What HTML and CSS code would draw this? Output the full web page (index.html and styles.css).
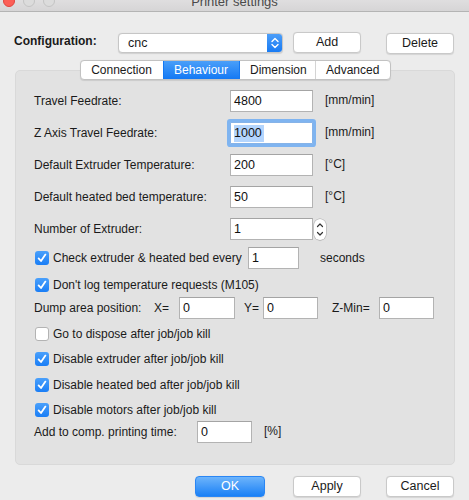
FILE: index.html
```html
<!DOCTYPE html>
<html>
<head>
<meta charset="utf-8">
<title>Printer settings</title>
<link rel="stylesheet" href="styles.css">
</head>
<body>
<div class="window">
  <div class="titlebar">
    <div class="lights">
      <span class="light red"></span>
      <span class="light"></span>
      <span class="light"></span>
    </div>
    <div class="title">Printer settings</div>
    <div></div>
  </div>

  <div class="config">
    <span class="config-label">Configuration:</span>
    <div class="popup">
      <span class="popup-text">cnc</span>
      <span class="popup-arrows">
        <svg width="16" height="20" viewBox="0 0 16 20"><path d="M5 8.5 L8 5.5 L11 8.5 M5 11.5 L8 14.5 L11 11.5" fill="none" stroke="#fff" stroke-width="1.4" stroke-linecap="round" stroke-linejoin="round"/></svg>
      </span>
    </div>
    <button class="btn btn-add">Add</button>
    <button class="btn btn-delete">Delete</button>
  </div>

  <div class="tabs">
    <span class="tab">Connection</span>
    <span class="tab active">Behaviour</span>
    <span class="tab">Dimension</span>
    <span class="tab">Advanced</span>
  </div>

  <div class="group">
    <div class="row field first">
      <span class="label">Travel Feedrate:</span>
      <span class="input w83">4800</span>
      <span class="unit">[mm/min]</span>
    </div>
    <div class="row field">
      <span class="label">Z Axis Travel Feedrate:</span>
      <span class="input w83 focus"><span class="sel">1000</span></span>
      <span class="unit">[mm/min]</span>
    </div>
    <div class="row field">
      <span class="label">Default Extruder Temperature:</span>
      <span class="input w83">200</span>
      <span class="unit">[°C]</span>
    </div>
    <div class="row field">
      <span class="label">Default heated bed temperature:</span>
      <span class="input w83">50</span>
      <span class="unit">[°C]</span>
    </div>
    <div class="row field">
      <span class="label">Number of Extruder:</span>
      <span class="input w83">1</span>
      <span class="stepper">
        <svg width="12" height="21" viewBox="0 0 12 21"><path d="M3.5 7.5 L6 5 L8.5 7.5 M3.5 13.5 L6 16 L8.5 13.5" fill="none" stroke="#333" stroke-width="1.2" stroke-linecap="round" stroke-linejoin="round"/></svg>
      </span>
    </div>
    <div class="row check-every">
      <span class="cb on"><svg width="14" height="14" viewBox="0 0 14 14"><path d="M3.6 7.4 L6 10 L10.4 3.6" fill="none" stroke="#fff" stroke-width="1.8" stroke-linecap="round" stroke-linejoin="round"/></svg></span>
      <span class="cb-label every-label">Check extruder &amp; heated bed every</span>
      <span class="input w51">1</span>
      <span class="seconds">seconds</span>
    </div>
    <div class="row cbrow log">
      <span class="cb on"><svg width="14" height="14" viewBox="0 0 14 14"><path d="M3.6 7.4 L6 10 L10.4 3.6" fill="none" stroke="#fff" stroke-width="1.8" stroke-linecap="round" stroke-linejoin="round"/></svg></span>
      <span class="cb-label">Don't log temperature requests (M105)</span>
    </div>
    <div class="row dump">
      <span class="dump-label">Dump area position:</span>
      <span class="axis ax-x">X=</span>
      <span class="input w56">0</span>
      <span class="axis ax-y">Y=</span>
      <span class="input w55">0</span>
      <span class="axis ax-z">Z-Min=</span>
      <span class="input w55">0</span>
    </div>
    <div class="row cbrow">
      <span class="cb"></span>
      <span class="cb-label">Go to dispose after job/job kill</span>
    </div>
    <div class="row cbrow">
      <span class="cb on"><svg width="14" height="14" viewBox="0 0 14 14"><path d="M3.6 7.4 L6 10 L10.4 3.6" fill="none" stroke="#fff" stroke-width="1.8" stroke-linecap="round" stroke-linejoin="round"/></svg></span>
      <span class="cb-label">Disable extruder after job/job kill</span>
    </div>
    <div class="row cbrow">
      <span class="cb on"><svg width="14" height="14" viewBox="0 0 14 14"><path d="M3.6 7.4 L6 10 L10.4 3.6" fill="none" stroke="#fff" stroke-width="1.8" stroke-linecap="round" stroke-linejoin="round"/></svg></span>
      <span class="cb-label">Disable heated bed after job/job kill</span>
    </div>
    <div class="row cbrow">
      <span class="cb on"><svg width="14" height="14" viewBox="0 0 14 14"><path d="M3.6 7.4 L6 10 L10.4 3.6" fill="none" stroke="#fff" stroke-width="1.8" stroke-linecap="round" stroke-linejoin="round"/></svg></span>
      <span class="cb-label">Disable motors after job/job kill</span>
    </div>
    <div class="row comp">
      <span class="comp-label">Add to comp. printing time:</span>
      <span class="input w55">0</span>
      <span class="unit">[%]</span>
    </div>
  </div>

  <div class="footer">
    <button class="btn btn-ok">OK</button>
    <button class="btn btn-apply">Apply</button>
    <button class="btn btn-cancel">Cancel</button>
  </div>
</div>
</body>
</html>
```

FILE: styles.css
```css
* { box-sizing: border-box; }
html, body {
  margin: 0;
  padding: 0;
  background: #ececec;
  overflow: hidden;
}
body {
  font-family: "Liberation Sans", Arial, sans-serif;
  font-size: 12px;
  color: #1a1a1a;
  width: 469px;
  height: 500px;
}
.window {
  display: flex;
  flex-direction: column;
}

/* title bar */
.titlebar {
  margin-top: -11px;
  height: 23px;
  display: grid;
  grid-template-columns: 1fr auto 1fr;
  align-items: center;
  background: linear-gradient(#e8e7e8, #d6d5d6);
  border-bottom: 1px solid #b4b4b4;
}
.lights {
  display: flex;
  gap: 8px;
  padding-left: 3px;
  padding-top: 1px;
}
.light {
  width: 12px;
  height: 12px;
  border-radius: 50%;
  background: #dcdcdc;
  border: 1px solid #c4c4c4;
}
.light.red {
  background: #fc5f57;
  border-color: #e0443e;
}
.title {
  font-size: 13px;
  color: #4a4a4a;
  padding-top: 3px;
}

/* configuration */
.config {
  display: flex;
  align-items: center;
  margin-top: 20px;
  padding-left: 14px;
  height: 21px;
}
.config-label {
  font-weight: bold;
  font-size: 12px;
  width: 104px;
  margin-top: -4px;
}
.popup {
  width: 165px;
  height: 20px;
  display: flex;
  background: #fff;
  border: 1px solid #c6c6c6;
  border-radius: 4px;
  box-shadow: 0 0.5px 1px rgba(0,0,0,0.12);
  overflow: hidden;
}
.popup-text {
  flex: 1;
  padding-left: 9px;
  line-height: 18px;
  font-size: 12.5px;
}
.popup-arrows {
  width: 16px;
  margin: -1px -1px -1px 0;
  height: 20px;
  background: linear-gradient(#4fa0f9, #1679f3);
  display: flex;
}
.btn {
  font-family: "Liberation Sans", Arial, sans-serif;
  font-size: 12.5px;
  color: #1a1a1a;
  background: #fff;
  border: 1px solid #c9c9c9;
  border-radius: 4px;
  box-shadow: 0 0.5px 1px rgba(0,0,0,0.1);
  height: 21px;
  width: 68px;
  padding: 0;
  line-height: 19px;
}
.btn-add { margin-left: 10px; }
.btn-delete { margin-left: 25px; margin-top: 2px; }

/* tabs */
.tabs {
  display: flex;
  align-self: center;
  margin-top: 7px;
  margin-bottom: -10px;
  position: relative;
  z-index: 1;
  background: #fff;
  border: 1px solid #c2c2c2;
  border-radius: 4px;
  height: 20px;
  overflow: hidden;
  box-shadow: 0 0.5px 1px rgba(0,0,0,0.1);
  margin-left: 2px;
}
.tab {
  padding: 0 11px 0 10px;
  line-height: 18px;
  font-size: 12px;
  border-left: 1px solid #d4d4d4;
  text-align: center;
}
.tab:first-child { border-left: none; width: 82px; }
.tab:nth-child(2) { width: 76px; }
.tab:nth-child(3) { width: 76px; }
.tab:nth-child(4) { width: 75px; }
.tab.active {
  background: linear-gradient(#4a9ff9, #1479f4);
  color: #fff;
  border-left-color: #1479f4;
}
.tab.active + .tab { border-left-color: #1479f4; }

/* group box */
.group {
  margin: 0 14px 0 15px;
  height: 395px;
  background: #e2e2e2;
  border: 1px solid #d9d9d9;
  border-radius: 5px;
  padding: 19px 0 0 18px;
  display: flex;
  flex-direction: column;
}
.row {
  display: flex;
  align-items: center;
  height: 22px;
}
.field { margin-top: 10px; }
.field.first { margin-top: 0; }
.label { width: 196px; }
.input {
  height: 22px;
  background: #fff;
  border: 1px solid #b3b3b3;
  border-top-color: #a4a4a4;
  padding-left: 3px;
  line-height: 20px;
  font-size: 12.5px;
  color: #111;
  display: flex;
  align-items: center;
}
.w83 { width: 83px; }
.w51 { width: 51px; }
.w56 { width: 56px; }
.w55 { width: 55px; }
.focus {
  border-color: #86b3e8;
  box-shadow: 0 0 0 3px #7fb4f0;
  border-radius: 1px;
}
.sel {
  background: #b4d5fd;
  line-height: 17px;
  padding-right: 2px;
}
.unit { margin-left: 12px; margin-top: -3px; }
.stepper {
  width: 12px;
  height: 21px;
  margin-left: 1px;
  background: #fff;
  border-radius: 6px;
  box-shadow: 0 0 0 0.5px #a9a9a9, 0 0.5px 1px rgba(0,0,0,0.2);
  display: flex;
}

.cb {
  width: 14px;
  height: 14px;
  margin-left: 1px;
  border-radius: 3px;
  background: #fff;
  border: 1px solid #b3b3b3;
  flex: none;
  display: flex;
}
.cb.on {
  background: linear-gradient(#4aa0fb, #1a7ef6);
  border: none;
}
.cb-label { margin-left: 4px; }
.check-every { margin-top: 7px; }
.every-label { width: 195px; }
.seconds { margin-left: 21px; }
.cbrow { margin-top: 3.5px; }
.log { margin-top: 5px; }
.dump { margin-top: 1px; }
.dump-label { width: 120px; }
.axis { flex: none; }
.ax-x { width: 25px; }
.ax-y { width: 19px; margin-left: 9px; }
.ax-z { width: 47px; margin-left: 14px; }
.comp { margin-top: 0; }
.comp-label { width: 163px; }

/* footer */
.footer {
  display: flex;
  justify-content: flex-end;
  padding-right: 15px;
  margin-top: 11px;
}
.btn-ok {
  width: 70px;
  color: #fff;
  border: 1px solid #2a86f4;
  background: linear-gradient(#6db4fb, #1a80f6);
}
.btn-apply { margin-left: 28px; }
.btn-cancel { margin-left: 25px; }
```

• _DIRECTION_: Every line that holds the string "styles" should be returned.

• _RESPONSE TO THIS EXERCISE_:
What HTML and CSS code would draw this? Output the full web page (index.html and styles.css).
<link rel="stylesheet" href="styles.css">
FILE: styles.css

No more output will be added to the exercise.